> Brief:
Repeat the full listing below verbatim and keep the images out.

> Given data:
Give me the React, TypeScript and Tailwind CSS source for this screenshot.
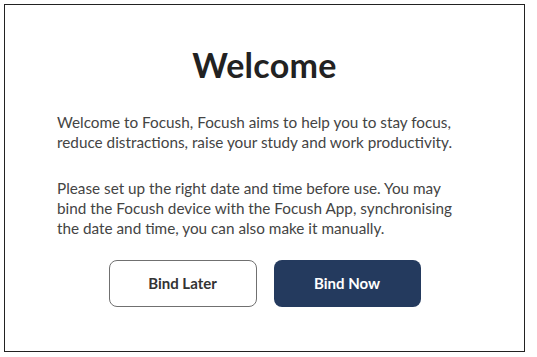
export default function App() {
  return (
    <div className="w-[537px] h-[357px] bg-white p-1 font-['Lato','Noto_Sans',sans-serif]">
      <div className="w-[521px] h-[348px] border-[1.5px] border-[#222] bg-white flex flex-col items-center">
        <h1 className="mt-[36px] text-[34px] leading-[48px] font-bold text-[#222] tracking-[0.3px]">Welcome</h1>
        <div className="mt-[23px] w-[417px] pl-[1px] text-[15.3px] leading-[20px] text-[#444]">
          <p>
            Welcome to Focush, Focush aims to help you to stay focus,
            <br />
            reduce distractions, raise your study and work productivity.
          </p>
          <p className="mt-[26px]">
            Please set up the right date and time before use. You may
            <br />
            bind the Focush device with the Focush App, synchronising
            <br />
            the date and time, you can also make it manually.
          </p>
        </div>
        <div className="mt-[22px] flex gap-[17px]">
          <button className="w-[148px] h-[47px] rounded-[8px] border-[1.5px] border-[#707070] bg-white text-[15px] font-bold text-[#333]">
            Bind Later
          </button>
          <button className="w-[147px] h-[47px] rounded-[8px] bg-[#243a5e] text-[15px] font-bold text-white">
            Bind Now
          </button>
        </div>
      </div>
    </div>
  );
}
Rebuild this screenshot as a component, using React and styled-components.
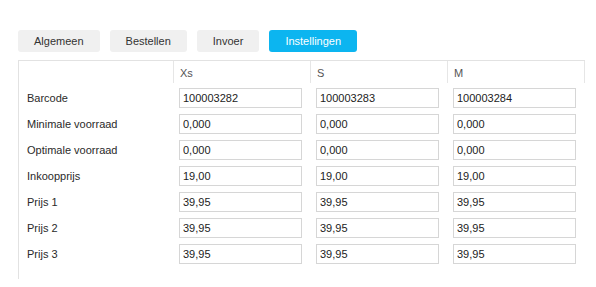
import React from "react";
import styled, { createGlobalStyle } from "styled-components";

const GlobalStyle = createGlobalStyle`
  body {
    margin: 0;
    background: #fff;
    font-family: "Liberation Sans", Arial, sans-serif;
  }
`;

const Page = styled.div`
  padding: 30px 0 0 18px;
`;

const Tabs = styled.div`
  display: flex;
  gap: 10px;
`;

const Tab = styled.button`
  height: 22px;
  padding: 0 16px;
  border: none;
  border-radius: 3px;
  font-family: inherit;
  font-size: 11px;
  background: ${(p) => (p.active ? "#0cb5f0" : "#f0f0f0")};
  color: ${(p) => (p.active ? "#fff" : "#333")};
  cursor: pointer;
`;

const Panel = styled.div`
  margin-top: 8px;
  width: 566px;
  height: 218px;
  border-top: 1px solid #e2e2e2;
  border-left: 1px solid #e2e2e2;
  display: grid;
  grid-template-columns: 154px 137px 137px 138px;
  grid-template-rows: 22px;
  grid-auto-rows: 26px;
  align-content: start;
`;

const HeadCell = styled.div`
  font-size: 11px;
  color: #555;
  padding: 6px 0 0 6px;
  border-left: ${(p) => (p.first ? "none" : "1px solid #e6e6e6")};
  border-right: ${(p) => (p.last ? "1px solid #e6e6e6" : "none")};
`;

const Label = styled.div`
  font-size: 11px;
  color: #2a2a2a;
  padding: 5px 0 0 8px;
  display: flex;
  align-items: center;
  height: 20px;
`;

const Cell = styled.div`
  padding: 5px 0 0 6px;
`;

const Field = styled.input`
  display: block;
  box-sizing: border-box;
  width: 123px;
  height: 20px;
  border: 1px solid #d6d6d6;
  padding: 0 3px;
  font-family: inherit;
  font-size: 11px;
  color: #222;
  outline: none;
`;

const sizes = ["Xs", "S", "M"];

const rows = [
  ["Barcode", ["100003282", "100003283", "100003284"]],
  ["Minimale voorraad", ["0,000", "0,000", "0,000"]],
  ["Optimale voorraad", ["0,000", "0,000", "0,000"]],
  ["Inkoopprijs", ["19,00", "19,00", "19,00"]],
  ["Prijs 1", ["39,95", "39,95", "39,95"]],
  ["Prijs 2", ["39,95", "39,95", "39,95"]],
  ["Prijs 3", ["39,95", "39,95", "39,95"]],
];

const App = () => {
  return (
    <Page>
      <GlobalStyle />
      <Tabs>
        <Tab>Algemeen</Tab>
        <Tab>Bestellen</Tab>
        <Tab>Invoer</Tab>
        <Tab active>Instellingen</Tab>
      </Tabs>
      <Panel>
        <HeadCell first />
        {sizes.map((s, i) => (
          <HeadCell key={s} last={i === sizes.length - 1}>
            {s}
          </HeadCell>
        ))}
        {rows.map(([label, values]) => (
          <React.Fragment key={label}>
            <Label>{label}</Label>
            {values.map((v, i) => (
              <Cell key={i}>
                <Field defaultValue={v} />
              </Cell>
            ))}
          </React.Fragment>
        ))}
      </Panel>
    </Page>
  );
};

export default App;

> Result:
Give me the React, TypeScript and Tailwind CSS source for this screenshot.
export default function App() {
  return (
    <div className="w-[537px] h-[357px] bg-white p-1 font-['Lato','Noto_Sans',sans-serif]">
      <div className="w-[521px] h-[348px] border-[1.5px] border-[#222] bg-white flex flex-col items-center">
        <h1 className="mt-[36px] text-[34px] leading-[48px] font-bold text-[#222] tracking-[0.3px]">Welcome</h1>
        <div className="mt-[23px] w-[417px] pl-[1px] text-[15.3px] leading-[20px] text-[#444]">
          <p>
            Welcome to Focush, Focush aims to help you to stay focus,
            <br />
            reduce distractions, raise your study and work productivity.
          </p>
          <p className="mt-[26px]">
            Please set up the right date and time before use. You may
            <br />
            bind the Focush device with the Focush App, synchronising
            <br />
            the date and time, you can also make it manually.
          </p>
        </div>
        <div className="mt-[22px] flex gap-[17px]">
          <button className="w-[148px] h-[47px] rounded-[8px] border-[1.5px] border-[#707070] bg-white text-[15px] font-bold text-[#333]">
            Bind Later
          </button>
          <button className="w-[147px] h-[47px] rounded-[8px] bg-[#243a5e] text-[15px] font-bold text-white">
            Bind Now
          </button>
        </div>
      </div>
    </div>
  );
}
Rebuild this screenshot as a component, using React and styled-components.
import React from "react";
import styled, { createGlobalStyle } from "styled-components";

const GlobalStyle = createGlobalStyle`
  body {
    margin: 0;
    background: #fff;
    font-family: "Liberation Sans", Arial, sans-serif;
  }
`;

const Page = styled.div`
  padding: 30px 0 0 18px;
`;

const Tabs = styled.div`
  display: flex;
  gap: 10px;
`;

const Tab = styled.button`
  height: 22px;
  padding: 0 16px;
  border: none;
  border-radius: 3px;
  font-family: inherit;
  font-size: 11px;
  background: ${(p) => (p.active ? "#0cb5f0" : "#f0f0f0")};
  color: ${(p) => (p.active ? "#fff" : "#333")};
  cursor: pointer;
`;

const Panel = styled.div`
  margin-top: 8px;
  width: 566px;
  height: 218px;
  border-top: 1px solid #e2e2e2;
  border-left: 1px solid #e2e2e2;
  display: grid;
  grid-template-columns: 154px 137px 137px 138px;
  grid-template-rows: 22px;
  grid-auto-rows: 26px;
  align-content: start;
`;

const HeadCell = styled.div`
  font-size: 11px;
  color: #555;
  padding: 6px 0 0 6px;
  border-left: ${(p) => (p.first ? "none" : "1px solid #e6e6e6")};
  border-right: ${(p) => (p.last ? "1px solid #e6e6e6" : "none")};
`;

const Label = styled.div`
  font-size: 11px;
  color: #2a2a2a;
  padding: 5px 0 0 8px;
  display: flex;
  align-items: center;
  height: 20px;
`;

const Cell = styled.div`
  padding: 5px 0 0 6px;
`;

const Field = styled.input`
  display: block;
  box-sizing: border-box;
  width: 123px;
  height: 20px;
  border: 1px solid #d6d6d6;
  padding: 0 3px;
  font-family: inherit;
  font-size: 11px;
  color: #222;
  outline: none;
`;

const sizes = ["Xs", "S", "M"];

const rows = [
  ["Barcode", ["100003282", "100003283", "100003284"]],
  ["Minimale voorraad", ["0,000", "0,000", "0,000"]],
  ["Optimale voorraad", ["0,000", "0,000", "0,000"]],
  ["Inkoopprijs", ["19,00", "19,00", "19,00"]],
  ["Prijs 1", ["39,95", "39,95", "39,95"]],
  ["Prijs 2", ["39,95", "39,95", "39,95"]],
  ["Prijs 3", ["39,95", "39,95", "39,95"]],
];

const App = () => {
  return (
    <Page>
      <GlobalStyle />
      <Tabs>
        <Tab>Algemeen</Tab>
        <Tab>Bestellen</Tab>
        <Tab>Invoer</Tab>
        <Tab active>Instellingen</Tab>
      </Tabs>
      <Panel>
        <HeadCell first />
        {sizes.map((s, i) => (
          <HeadCell key={s} last={i === sizes.length - 1}>
            {s}
          </HeadCell>
        ))}
        {rows.map(([label, values]) => (
          <React.Fragment key={label}>
            <Label>{label}</Label>
            {values.map((v, i) => (
              <Cell key={i}>
                <Field defaultValue={v} />
              </Cell>
            ))}
          </React.Fragment>
        ))}
      </Panel>
    </Page>
  );
};

export default App;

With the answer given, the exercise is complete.